Records shown
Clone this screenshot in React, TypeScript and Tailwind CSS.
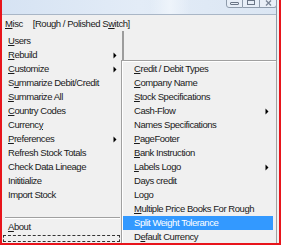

==

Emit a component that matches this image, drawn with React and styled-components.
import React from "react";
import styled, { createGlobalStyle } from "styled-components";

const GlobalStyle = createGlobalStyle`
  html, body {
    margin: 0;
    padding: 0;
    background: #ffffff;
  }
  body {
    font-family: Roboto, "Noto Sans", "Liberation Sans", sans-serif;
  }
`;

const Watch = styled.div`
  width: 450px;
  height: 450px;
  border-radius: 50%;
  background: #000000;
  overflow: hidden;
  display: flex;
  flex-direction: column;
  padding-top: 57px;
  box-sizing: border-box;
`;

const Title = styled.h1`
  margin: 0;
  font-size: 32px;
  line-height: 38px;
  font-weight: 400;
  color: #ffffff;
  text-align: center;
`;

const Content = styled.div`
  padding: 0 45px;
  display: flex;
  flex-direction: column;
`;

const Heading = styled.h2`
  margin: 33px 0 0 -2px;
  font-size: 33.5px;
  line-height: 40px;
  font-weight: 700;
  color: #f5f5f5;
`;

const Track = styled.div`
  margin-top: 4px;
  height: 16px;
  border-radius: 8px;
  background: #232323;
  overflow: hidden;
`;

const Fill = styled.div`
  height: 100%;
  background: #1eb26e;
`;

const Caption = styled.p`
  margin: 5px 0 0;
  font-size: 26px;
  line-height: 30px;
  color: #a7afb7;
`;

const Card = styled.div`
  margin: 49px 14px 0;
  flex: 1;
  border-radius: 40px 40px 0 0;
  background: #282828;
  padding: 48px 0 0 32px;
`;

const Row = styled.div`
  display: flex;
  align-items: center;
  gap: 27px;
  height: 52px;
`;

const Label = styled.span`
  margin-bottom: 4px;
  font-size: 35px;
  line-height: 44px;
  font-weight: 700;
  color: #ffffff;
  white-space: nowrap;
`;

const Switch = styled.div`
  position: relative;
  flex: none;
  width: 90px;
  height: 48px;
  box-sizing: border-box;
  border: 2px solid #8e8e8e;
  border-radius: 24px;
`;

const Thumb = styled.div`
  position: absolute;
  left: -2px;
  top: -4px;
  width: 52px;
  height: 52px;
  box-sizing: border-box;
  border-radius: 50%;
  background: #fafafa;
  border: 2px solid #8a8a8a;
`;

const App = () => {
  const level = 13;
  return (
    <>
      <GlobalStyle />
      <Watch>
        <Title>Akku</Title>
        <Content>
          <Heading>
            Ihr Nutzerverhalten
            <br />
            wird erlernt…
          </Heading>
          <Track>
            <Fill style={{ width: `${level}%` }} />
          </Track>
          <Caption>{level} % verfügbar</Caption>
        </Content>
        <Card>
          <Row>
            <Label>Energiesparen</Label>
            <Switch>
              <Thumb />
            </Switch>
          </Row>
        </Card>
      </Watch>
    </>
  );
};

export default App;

Task goal
Scan the material above. Extract every line in which the word "this" occurs.

Solution to the exercise
Clone this screenshot in React, TypeScript and Tailwind CSS.
Emit a component that matches this image, drawn with React and styled-components.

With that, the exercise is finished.